The Intergovernmental Panel on Climate Change (IPCC) will release a report on September 27 that scales back the severity of the global warming threat. Emails leaked to the Associated Press show some governments, including the United States, tried to make the IPCC change their report to downplay the slowdown in warming.
Germany called for the reference to the slowdown to be deleted, saying a time span of 10 to 15 years was misleading in the context of climate change, which is measured over decades and centuries.
The U.S. also urged the authors to include the “leading hypothesis” that the reduction in warming is linked to more heat being transferred to the deep ocean.
Belgium objected to using 1998 as a starting year for any statistics.

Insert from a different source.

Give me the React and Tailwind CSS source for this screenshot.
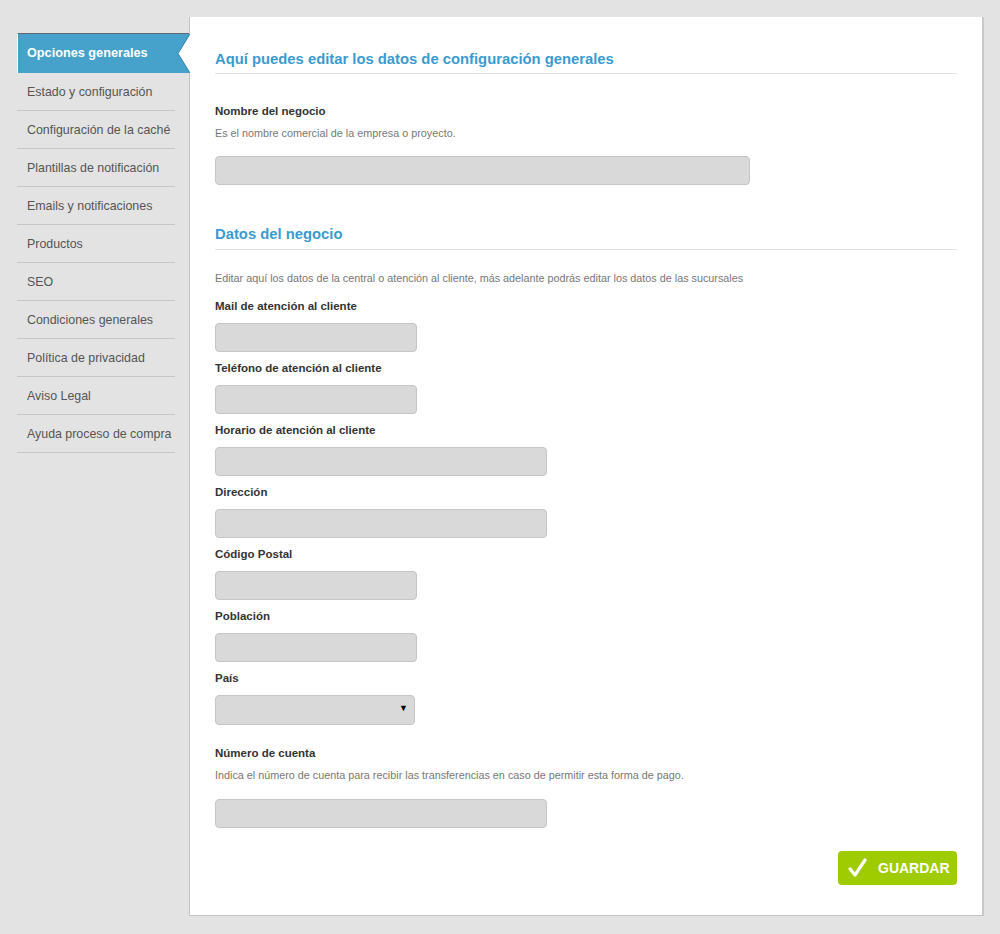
import React from "react";

const menu = [
  "Estado y configuración",
  "Configuración de la caché",
  "Plantillas de notificación",
  "Emails y notificaciones",
  "Productos",
  "SEO",
  "Condiciones generales",
  "Política de privacidad",
  "Aviso Legal",
  "Ayuda proceso de compra",
];

function Field({ label, width, select }) {
  return (
    <div className="flex flex-col">
      <label className="text-[11.5px] font-bold leading-[17px] text-[#333]">{label}</label>
      <div
        className={`relative mt-2 mb-2 h-[29px] rounded-[4px] border border-[#c6c6c6] bg-[#d9d9d9] ${width}`}
      >
        {select && (
          <span className="absolute right-[6px] top-[8px] text-[9px] leading-none text-black">▼</span>
        )}
      </div>
    </div>
  );
}

export default function App() {
  return (
    <div
      className="flex min-h-[934px] bg-[#e3e3e3] pl-[17px] pt-[17px] pb-[18px]"
      style={{ fontFamily: '"Liberation Sans", Arial, sans-serif' }}
    >
      {/* sidebar */}
      <div className="w-[172px] shrink-0 pt-[16px]">
        <div className="relative flex h-[40px] items-center whitespace-nowrap border-t border-[#5d6a72] border-l border-l-white bg-[#46a2cb] pl-[9px] text-[12.7px] font-bold text-white">
          Opciones generales
          <svg className="absolute right-[-1px] top-[-1px]" width="13" height="41" viewBox="0 0 13 41">
            <polygon points="13,1 1,20.5 13,40" fill="#ffffff" />
            <polyline points="13,1 1,20.5 13,40" fill="none" stroke="#2f84ad" strokeWidth="1" />
          </svg>
        </div>
        <ul className="w-[158px]">
          {menu.map((m) => (
            <li
              key={m}
              className="flex h-[38px] items-center whitespace-nowrap border-b border-[#c6c6c6] pl-[10px] pt-[1px] text-[12.4px] text-[#555]"
            >
              {m}
            </li>
          ))}
        </ul>
      </div>

      {/* main panel */}
      <div className="h-[899px] w-[795px] border-l border-b border-[#c4c4c4] border-r-2 border-r-[#c9c9c9] bg-white pl-[25px] pr-[25px] pt-[32px]">
        <h2 className="border-b border-[#e2e2e2] pb-[4px] text-[14.8px] font-bold leading-[20px] text-[#3a9bd0]">
          Aquí puedes editar los datos de configuración generales
        </h2>

        <div className="mt-[29px] text-[11.5px] font-bold leading-[17px] text-[#333]">Nombre del negocio</div>
        <p className="mt-[6px] text-[10.8px] leading-[14px] text-[#777]">
          Es el nombre comercial de la empresa o proyecto.
        </p>
        <div className="mt-[16px] h-[29px] w-[535px] rounded-[4px] border border-[#c6c6c6] bg-[#d9d9d9]" />

        <h2 className="mt-[39px] border-b border-[#e2e2e2] pb-[5px] text-[14.8px] font-bold leading-[20px] text-[#3a9bd0]">
          Datos del negocio
        </h2>
        <p className="mt-[21px] text-[10.8px] leading-[14px] text-[#777]">
          Editar aquí los datos de la central o atención al cliente, más adelante podrás editar los datos de las sucursales
        </p>

        <div className="mt-[13px]">
          <Field label="Mail de atención al cliente" width="w-[202px]" />
          <Field label="Teléfono de atención al cliente" width="w-[202px]" />
          <Field label="Horario de atención al cliente" width="w-[332px]" />
          <Field label="Dirección" width="w-[332px]" />
          <Field label="Código Postal" width="w-[202px]" />
          <Field label="Población" width="w-[202px]" />
          <Field label="País" width="w-[200px] h-[30px]" select />
        </div>

        <div className="mt-[12px] text-[11.5px] font-bold leading-[17px] text-[#333]">Número de cuenta</div>
        <p className="mt-[6px] text-[10.8px] leading-[14px] text-[#777]">
          Indica el número de cuenta para recibir las transferencias en caso de permitir esta forma de pago.
        </p>
        <div className="mt-[17px] h-[29px] w-[332px] rounded-[4px] border border-[#c6c6c6] bg-[#d9d9d9]" />

        <div className="mt-[23px] flex justify-end">
          <button className="flex h-[34px] w-[119px] items-center rounded-[4px] bg-[#9fcc00] pl-[10px] text-[14px] font-bold text-white">
            <svg width="20" height="20" viewBox="0 0 20 20" className="mr-[10px]">
              <path d="M2 11 L7 17 L17 2" fill="none" stroke="#fff" strokeWidth="3.2" strokeLinecap="round" strokeLinejoin="round" />
            </svg>
            GUARDAR
          </button>
        </div>
      </div>
    </div>
  );
}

That year was exceptionally warm, so any graph showing global temperatures starting with 1998 looks flat. Using 1999 or 2000 as a starting year would yield a more upward-pointing curve. In fact, every year after 2000 has been warmer than the year 2000.
Hungary worried the report would provide ammunition for skeptics.
In 2007, the IPCC said there would be a three degree Celsius increase, but now they predict only a 1-2.5 degree Celsius increas. Anything less than two degrees could result in no net ecological damage. Many papers have backed up the new IPCC report.
Despite the leaks, President Obama is not backing away from his global warming narrative. His administration is going to push through new regulations to limit carbon pollution from new power plants. Environmental Protection Agency administrator Gina McCarthy claimed these regulations would make the industry grow and linked global warming to health issues.
McCarthy pressed her case by linking global warming to a suite of environmental problems, from severe weather to disease to worsening other types of air pollution.
“We know this is not just about melting glaciers,” McCarthy said. “Climate change – caused by carbon pollution – is one of the most significant public health threats of our time. That’s why EPA has been called to action.”
The new regulations will only affect new power plants; a plan for old plants will be released next summer. New plants must install new technology to capture the carbon dioxide and bury it in the ground. Most cannot do this because it is too expensive.
Norway’s outgoing government just scrapped a similar plan; cost was a major issue for the country’s factories. Oil and Energy Minister Ola Borten Moe explained, “At both the national and international level, the development of technologies to capture and store CO2 has taken longer, been more difficult and more costly than expected.”